Ho cominciato eliminando il “secondo me”. Ho creato un cestino tra la S e la E sulla mia tastiera e l’ho spostato lì. Affianco alla C ho accartocciato il “credo che”. Ho fatto poltiglia di “potrebbe”, e usato l’aspirabriciole per “mi sembra” e “per come la vedo io”.
C’è una lingua usata da chi si teme se si vede a capo di una frase, e di una decisione.
È la lingua di chi ha fatto della conciliazione remissiva degli aggettivi e dei verbi un’abitudine che alla lunga equivale al discapito di sé. Nascondendosi dietro le locuzioni, mettendosi tra i trattini e le parentesi, facendosi più piccola del puntino sulla i.
In prima liceo mia sorella fu investita: stavamo attraversando la strada per raggiungere i nostri amici dal lato opposto quando una macchina la prese in pieno, facendole fare un salto di qualche metro. Non si fece nulla, fu solo un grande spavento: un attimo prima stava camminando davanti a me, un attimo dopo stava volando davanti. Ebbi paura, tanta.
Quel giorno avevo un tema di italiano: non ricordo l’argomento, ma so che scrissi una pagina intera raccontando cosa era successo e come mi sentivo, all’interno del tema. Era uno sfogo necessario, a cui la mia professoressa di allora reagì valutandolo come un “fuori tema”. Il resto dello scritto era ottimo, e io pensai: brutta idiota, ho 14 anni, mia sorella è volata davanti a me e tu mi scrivi “fuori tema”?

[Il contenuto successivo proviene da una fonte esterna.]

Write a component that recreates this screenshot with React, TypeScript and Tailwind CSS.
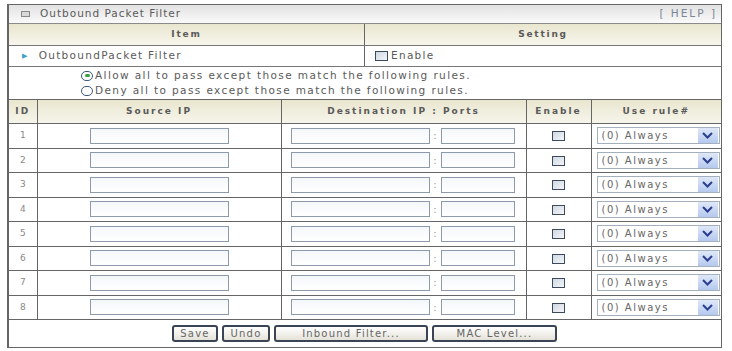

Con la maturità emotiva di allora, che ogni tanto somiglia a quella di adesso, in un esercizio in classe con quella stessa professoressa usai una trentina di pagine disegnando enormi lettere: per ogni pagina disegnai una lettera, a formare le frasi del compito assegnato, con l’intenzione di dare una difficoltà di lettura e di far passare il messaggio vedi cosa succede a darmi del “fuori tema”.
In quelle A enormi c’era tutto: la sfida, la memoria, la relazione, la pressione della mano, la volitività della scrittura.
Perché e quando ho cominciato a rimpicciolire le lettere? Ad agglomerare le parole per farci stare tutto senza disturbare? A dire “secondo me” a ogni inizio frase?
Usare il linguaggio con determinatezza ti rende una persona differente
È un esercizio di pazienza e appartenenza linguistica che ha effetti su come ti poni nel mondo, e nello spazio tra le parole.
Quando ti posizioni in una frase, quando ti determini come soggetto, quando usi la lingua di chi decide, è in quel momento che affermi il controllo, e insieme la tua capacità di prenderlo.
È quando smetti di andare daccapo che fai pace col tuo essere eversiva.